— Start of Data section —

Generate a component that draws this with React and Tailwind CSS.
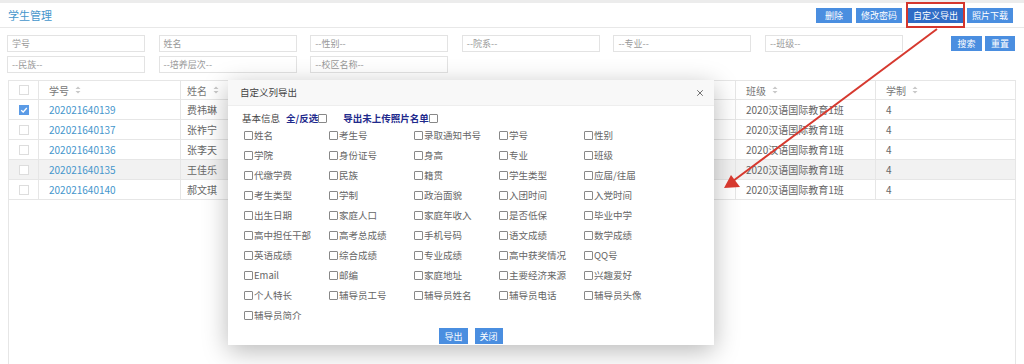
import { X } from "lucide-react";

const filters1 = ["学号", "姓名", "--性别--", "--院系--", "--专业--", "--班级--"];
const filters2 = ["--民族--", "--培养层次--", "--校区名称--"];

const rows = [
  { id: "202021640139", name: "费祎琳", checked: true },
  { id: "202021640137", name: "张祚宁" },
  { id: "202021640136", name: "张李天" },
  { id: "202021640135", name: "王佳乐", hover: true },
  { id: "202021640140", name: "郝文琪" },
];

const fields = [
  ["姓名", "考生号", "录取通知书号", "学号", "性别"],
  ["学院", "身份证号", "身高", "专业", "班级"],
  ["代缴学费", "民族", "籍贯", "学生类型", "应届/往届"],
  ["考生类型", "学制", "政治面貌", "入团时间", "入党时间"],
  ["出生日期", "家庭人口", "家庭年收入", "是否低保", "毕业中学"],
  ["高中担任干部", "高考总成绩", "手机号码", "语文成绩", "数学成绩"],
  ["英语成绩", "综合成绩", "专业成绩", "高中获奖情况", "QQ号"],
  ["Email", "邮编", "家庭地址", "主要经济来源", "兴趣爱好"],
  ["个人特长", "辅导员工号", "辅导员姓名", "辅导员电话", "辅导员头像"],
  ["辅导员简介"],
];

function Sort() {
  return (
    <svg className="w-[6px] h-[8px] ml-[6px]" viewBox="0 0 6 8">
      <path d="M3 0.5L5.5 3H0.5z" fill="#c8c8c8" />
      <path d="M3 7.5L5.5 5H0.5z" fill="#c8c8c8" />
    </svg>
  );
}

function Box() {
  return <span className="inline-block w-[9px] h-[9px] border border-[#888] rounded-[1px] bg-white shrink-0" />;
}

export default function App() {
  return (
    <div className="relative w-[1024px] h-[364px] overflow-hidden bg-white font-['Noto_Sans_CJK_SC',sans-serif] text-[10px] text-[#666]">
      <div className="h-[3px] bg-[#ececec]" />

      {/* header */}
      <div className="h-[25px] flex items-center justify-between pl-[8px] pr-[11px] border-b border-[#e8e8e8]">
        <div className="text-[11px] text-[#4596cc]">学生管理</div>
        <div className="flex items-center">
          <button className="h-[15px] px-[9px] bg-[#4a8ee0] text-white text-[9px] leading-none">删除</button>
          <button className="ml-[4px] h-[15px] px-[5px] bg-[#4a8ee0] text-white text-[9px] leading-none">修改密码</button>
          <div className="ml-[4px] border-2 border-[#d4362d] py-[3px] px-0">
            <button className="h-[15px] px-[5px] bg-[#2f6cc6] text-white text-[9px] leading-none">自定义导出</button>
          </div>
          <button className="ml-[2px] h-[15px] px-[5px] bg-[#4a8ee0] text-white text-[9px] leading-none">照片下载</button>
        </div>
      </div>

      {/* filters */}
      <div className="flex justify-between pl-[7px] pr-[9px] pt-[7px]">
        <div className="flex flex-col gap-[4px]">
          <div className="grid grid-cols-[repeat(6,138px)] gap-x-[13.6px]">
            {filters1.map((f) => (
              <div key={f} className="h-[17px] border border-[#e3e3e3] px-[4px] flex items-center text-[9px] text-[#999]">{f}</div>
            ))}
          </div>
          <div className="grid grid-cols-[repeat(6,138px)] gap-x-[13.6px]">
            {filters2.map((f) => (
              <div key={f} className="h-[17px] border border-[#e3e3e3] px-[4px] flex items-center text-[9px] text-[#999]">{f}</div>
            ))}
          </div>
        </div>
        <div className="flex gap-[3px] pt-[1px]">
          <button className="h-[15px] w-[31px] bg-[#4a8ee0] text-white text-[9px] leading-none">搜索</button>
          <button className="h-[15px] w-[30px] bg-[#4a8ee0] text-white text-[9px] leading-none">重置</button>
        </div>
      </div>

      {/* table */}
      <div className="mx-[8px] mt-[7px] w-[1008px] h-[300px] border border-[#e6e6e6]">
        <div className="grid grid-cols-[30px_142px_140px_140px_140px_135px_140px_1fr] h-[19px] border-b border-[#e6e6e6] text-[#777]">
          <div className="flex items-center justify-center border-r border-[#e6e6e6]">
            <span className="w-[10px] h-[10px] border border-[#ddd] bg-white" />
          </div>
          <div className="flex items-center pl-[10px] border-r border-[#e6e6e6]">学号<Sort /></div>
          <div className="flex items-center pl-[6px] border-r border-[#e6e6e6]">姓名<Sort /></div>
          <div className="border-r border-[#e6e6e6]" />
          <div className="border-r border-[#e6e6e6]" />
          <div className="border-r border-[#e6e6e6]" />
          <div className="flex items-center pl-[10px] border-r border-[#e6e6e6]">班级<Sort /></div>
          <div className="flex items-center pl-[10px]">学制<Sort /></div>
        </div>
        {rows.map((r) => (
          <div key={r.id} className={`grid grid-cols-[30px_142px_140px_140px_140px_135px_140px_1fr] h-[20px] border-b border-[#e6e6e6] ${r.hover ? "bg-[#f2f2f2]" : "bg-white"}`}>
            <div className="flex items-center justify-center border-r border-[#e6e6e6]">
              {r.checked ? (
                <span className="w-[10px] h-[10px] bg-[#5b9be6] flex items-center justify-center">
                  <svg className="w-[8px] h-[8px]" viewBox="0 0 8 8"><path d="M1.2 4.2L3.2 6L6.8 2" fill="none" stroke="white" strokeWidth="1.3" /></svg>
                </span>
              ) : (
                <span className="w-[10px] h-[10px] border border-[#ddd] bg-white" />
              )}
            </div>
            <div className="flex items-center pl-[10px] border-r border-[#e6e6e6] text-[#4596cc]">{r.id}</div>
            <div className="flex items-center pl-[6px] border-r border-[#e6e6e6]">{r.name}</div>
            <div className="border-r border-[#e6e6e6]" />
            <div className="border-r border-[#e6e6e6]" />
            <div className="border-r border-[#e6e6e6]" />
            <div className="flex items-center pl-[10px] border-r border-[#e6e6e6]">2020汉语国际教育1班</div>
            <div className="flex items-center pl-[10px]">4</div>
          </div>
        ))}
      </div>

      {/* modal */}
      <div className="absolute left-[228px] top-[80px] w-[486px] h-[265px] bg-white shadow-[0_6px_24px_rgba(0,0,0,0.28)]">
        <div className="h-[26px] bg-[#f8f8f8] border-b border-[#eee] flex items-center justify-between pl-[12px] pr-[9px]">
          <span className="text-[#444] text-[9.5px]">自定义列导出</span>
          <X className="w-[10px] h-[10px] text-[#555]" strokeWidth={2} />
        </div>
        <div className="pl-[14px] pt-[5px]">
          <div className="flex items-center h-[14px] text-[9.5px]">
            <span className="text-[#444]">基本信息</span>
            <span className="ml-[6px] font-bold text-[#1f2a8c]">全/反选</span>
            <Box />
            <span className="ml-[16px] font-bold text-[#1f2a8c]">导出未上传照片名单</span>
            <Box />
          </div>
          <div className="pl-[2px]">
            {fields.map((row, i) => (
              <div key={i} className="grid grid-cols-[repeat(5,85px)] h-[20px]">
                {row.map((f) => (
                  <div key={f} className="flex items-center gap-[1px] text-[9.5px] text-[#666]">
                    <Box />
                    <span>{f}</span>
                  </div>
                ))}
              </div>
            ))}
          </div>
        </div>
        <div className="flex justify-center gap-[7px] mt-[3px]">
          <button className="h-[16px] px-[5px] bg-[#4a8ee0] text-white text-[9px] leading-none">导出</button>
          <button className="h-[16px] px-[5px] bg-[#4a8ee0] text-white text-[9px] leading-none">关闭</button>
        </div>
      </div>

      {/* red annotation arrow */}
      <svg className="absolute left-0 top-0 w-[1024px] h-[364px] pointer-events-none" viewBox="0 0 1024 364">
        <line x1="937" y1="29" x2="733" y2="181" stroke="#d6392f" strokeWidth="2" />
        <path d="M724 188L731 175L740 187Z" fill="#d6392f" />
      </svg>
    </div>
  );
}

— End of Data section —

* [Brief]: Transcribe the whole listing exactly. Pictures stay out of your copy.

* [Solution for this problem]:
Generate a component that draws this with React and Tailwind CSS.
import { X } from "lucide-react";

const filters1 = ["学号", "姓名", "--性别--", "--院系--", "--专业--", "--班级--"];
const filters2 = ["--民族--", "--培养层次--", "--校区名称--"];

const rows = [
  { id: "202021640139", name: "费祎琳", checked: true },
  { id: "202021640137", name: "张祚宁" },
  { id: "202021640136", name: "张李天" },
  { id: "202021640135", name: "王佳乐", hover: true },
  { id: "202021640140", name: "郝文琪" },
];

const fields = [
  ["姓名", "考生号", "录取通知书号", "学号", "性别"],
  ["学院", "身份证号", "身高", "专业", "班级"],
  ["代缴学费", "民族", "籍贯", "学生类型", "应届/往届"],
  ["考生类型", "学制", "政治面貌", "入团时间", "入党时间"],
  ["出生日期", "家庭人口", "家庭年收入", "是否低保", "毕业中学"],
  ["高中担任干部", "高考总成绩", "手机号码", "语文成绩", "数学成绩"],
  ["英语成绩", "综合成绩", "专业成绩", "高中获奖情况", "QQ号"],
  ["Email", "邮编", "家庭地址", "主要经济来源", "兴趣爱好"],
  ["个人特长", "辅导员工号", "辅导员姓名", "辅导员电话", "辅导员头像"],
  ["辅导员简介"],
];

function Sort() {
  return (
    <svg className="w-[6px] h-[8px] ml-[6px]" viewBox="0 0 6 8">
      <path d="M3 0.5L5.5 3H0.5z" fill="#c8c8c8" />
      <path d="M3 7.5L5.5 5H0.5z" fill="#c8c8c8" />
    </svg>
  );
}

function Box() {
  return <span className="inline-block w-[9px] h-[9px] border border-[#888] rounded-[1px] bg-white shrink-0" />;
}

export default function App() {
  return (
    <div className="relative w-[1024px] h-[364px] overflow-hidden bg-white font-['Noto_Sans_CJK_SC',sans-serif] text-[10px] text-[#666]">
      <div className="h-[3px] bg-[#ececec]" />

      {/* header */}
      <div className="h-[25px] flex items-center justify-between pl-[8px] pr-[11px] border-b border-[#e8e8e8]">
        <div className="text-[11px] text-[#4596cc]">学生管理</div>
        <div className="flex items-center">
          <button className="h-[15px] px-[9px] bg-[#4a8ee0] text-white text-[9px] leading-none">删除</button>
          <button className="ml-[4px] h-[15px] px-[5px] bg-[#4a8ee0] text-white text-[9px] leading-none">修改密码</button>
          <div className="ml-[4px] border-2 border-[#d4362d] py-[3px] px-0">
            <button className="h-[15px] px-[5px] bg-[#2f6cc6] text-white text-[9px] leading-none">自定义导出</button>
          </div>
          <button className="ml-[2px] h-[15px] px-[5px] bg-[#4a8ee0] text-white text-[9px] leading-none">照片下载</button>
        </div>
      </div>

      {/* filters */}
      <div className="flex justify-between pl-[7px] pr-[9px] pt-[7px]">
        <div className="flex flex-col gap-[4px]">
          <div className="grid grid-cols-[repeat(6,138px)] gap-x-[13.6px]">
            {filters1.map((f) => (
              <div key={f} className="h-[17px] border border-[#e3e3e3] px-[4px] flex items-center text-[9px] text-[#999]">{f}</div>
            ))}
          </div>
          <div className="grid grid-cols-[repeat(6,138px)] gap-x-[13.6px]">
            {filters2.map((f) => (
              <div key={f} className="h-[17px] border border-[#e3e3e3] px-[4px] flex items-center text-[9px] text-[#999]">{f}</div>
            ))}
          </div>
        </div>
        <div className="flex gap-[3px] pt-[1px]">
          <button className="h-[15px] w-[31px] bg-[#4a8ee0] text-white text-[9px] leading-none">搜索</button>
          <button className="h-[15px] w-[30px] bg-[#4a8ee0] text-white text-[9px] leading-none">重置</button>
        </div>
      </div>

      {/* table */}
      <div className="mx-[8px] mt-[7px] w-[1008px] h-[300px] border border-[#e6e6e6]">
        <div className="grid grid-cols-[30px_142px_140px_140px_140px_135px_140px_1fr] h-[19px] border-b border-[#e6e6e6] text-[#777]">
          <div className="flex items-center justify-center border-r border-[#e6e6e6]">
            <span className="w-[10px] h-[10px] border border-[#ddd] bg-white" />
          </div>
          <div className="flex items-center pl-[10px] border-r border-[#e6e6e6]">学号<Sort /></div>
          <div className="flex items-center pl-[6px] border-r border-[#e6e6e6]">姓名<Sort /></div>
          <div className="border-r border-[#e6e6e6]" />
          <div className="border-r border-[#e6e6e6]" />
          <div className="border-r border-[#e6e6e6]" />
          <div className="flex items-center pl-[10px] border-r border-[#e6e6e6]">班级<Sort /></div>
          <div className="flex items-center pl-[10px]">学制<Sort /></div>
        </div>
        {rows.map((r) => (
          <div key={r.id} className={`grid grid-cols-[30px_142px_140px_140px_140px_135px_140px_1fr] h-[20px] border-b border-[#e6e6e6] ${r.hover ? "bg-[#f2f2f2]" : "bg-white"}`}>
            <div className="flex items-center justify-center border-r border-[#e6e6e6]">
              {r.checked ? (
                <span className="w-[10px] h-[10px] bg-[#5b9be6] flex items-center justify-center">
                  <svg className="w-[8px] h-[8px]" viewBox="0 0 8 8"><path d="M1.2 4.2L3.2 6L6.8 2" fill="none" stroke="white" strokeWidth="1.3" /></svg>
                </span>
              ) : (
                <span className="w-[10px] h-[10px] border border-[#ddd] bg-white" />
              )}
            </div>
            <div className="flex items-center pl-[10px] border-r border-[#e6e6e6] text-[#4596cc]">{r.id}</div>
            <div className="flex items-center pl-[6px] border-r border-[#e6e6e6]">{r.name}</div>
            <div className="border-r border-[#e6e6e6]" />
            <div className="border-r border-[#e6e6e6]" />
            <div className="border-r border-[#e6e6e6]" />
            <div className="flex items-center pl-[10px] border-r border-[#e6e6e6]">2020汉语国际教育1班</div>
            <div className="flex items-center pl-[10px]">4</div>
          </div>
        ))}
      </div>

      {/* modal */}
      <div className="absolute left-[228px] top-[80px] w-[486px] h-[265px] bg-white shadow-[0_6px_24px_rgba(0,0,0,0.28)]">
        <div className="h-[26px] bg-[#f8f8f8] border-b border-[#eee] flex items-center justify-between pl-[12px] pr-[9px]">
          <span className="text-[#444] text-[9.5px]">自定义列导出</span>
          <X className="w-[10px] h-[10px] text-[#555]" strokeWidth={2} />
        </div>
        <div className="pl-[14px] pt-[5px]">
          <div className="flex items-center h-[14px] text-[9.5px]">
            <span className="text-[#444]">基本信息</span>
            <span className="ml-[6px] font-bold text-[#1f2a8c]">全/反选</span>
            <Box />
            <span className="ml-[16px] font-bold text-[#1f2a8c]">导出未上传照片名单</span>
            <Box />
          </div>
          <div className="pl-[2px]">
            {fields.map((row, i) => (
              <div key={i} className="grid grid-cols-[repeat(5,85px)] h-[20px]">
                {row.map((f) => (
                  <div key={f} className="flex items-center gap-[1px] text-[9.5px] text-[#666]">
                    <Box />
                    <span>{f}</span>
                  </div>
                ))}
              </div>
            ))}
          </div>
        </div>
        <div className="flex justify-center gap-[7px] mt-[3px]">
          <button className="h-[16px] px-[5px] bg-[#4a8ee0] text-white text-[9px] leading-none">导出</button>
          <button className="h-[16px] px-[5px] bg-[#4a8ee0] text-white text-[9px] leading-none">关闭</button>
        </div>
      </div>

      {/* red annotation arrow */}
      <svg className="absolute left-0 top-0 w-[1024px] h-[364px] pointer-events-none" viewBox="0 0 1024 364">
        <line x1="937" y1="29" x2="733" y2="181" stroke="#d6392f" strokeWidth="2" />
        <path d="M724 188L731 175L740 187Z" fill="#d6392f" />
      </svg>
    </div>
  );
}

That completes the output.